Cada vez que la trompeta de la danza llame a combate, recordaremos su figura varonil y su gallardía luciendo el atuendo morisco de colores llamativos, su corona regia, escudo y estandarte en el brazo derecho, espada en la diestra, acometiendo al enviado de Carlo Magno en aquella batalla memorable que tanto enardecía a los espectadores cuando el choque de los machetes en la plaza hacía saltar chispas.
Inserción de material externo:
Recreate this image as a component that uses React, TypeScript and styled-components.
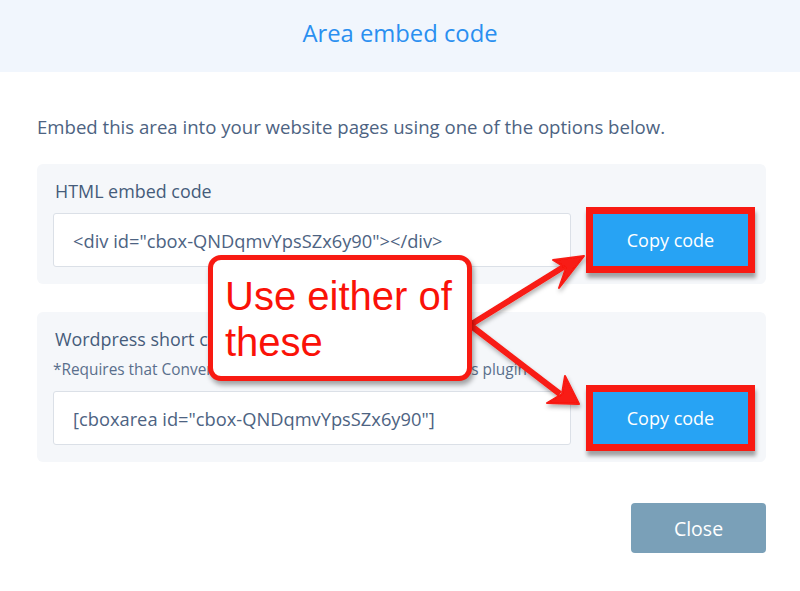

Mi tío Copio entregó parte de su vida a esa tradición que de veras disfrutaba. Era de los danzantes afamados incluso entre los jóvenes por su reciedumbre. “Se pegaba tan cerca del contendiente en el intercambio y choque de machetes que los hacía retroceder. Cuando no, los tiraba al suelo con el impulso recio de su cuerpo” -Me dijo uno de ellos-.
Era mi tío Procopio y se hermano José quienes encabezaban la lista de los danzantes que mi abuelo Juventino León escogía siempre para aquella obra de teatro puesta en escena durante el festejo de la Virgen de Guadalupe el 12 de diciembre, tradición que aún se preserva como en la época de la Colonia y su afán catequizador de los evangelizadores.
Por eso mi tío se hizo acreedor a una ceremonia de despedida que le organizaron los viejos danzantes al pie de su tumba.
¡Oh! noble caballero, vente para mí y daremos fin a nuestra contienda.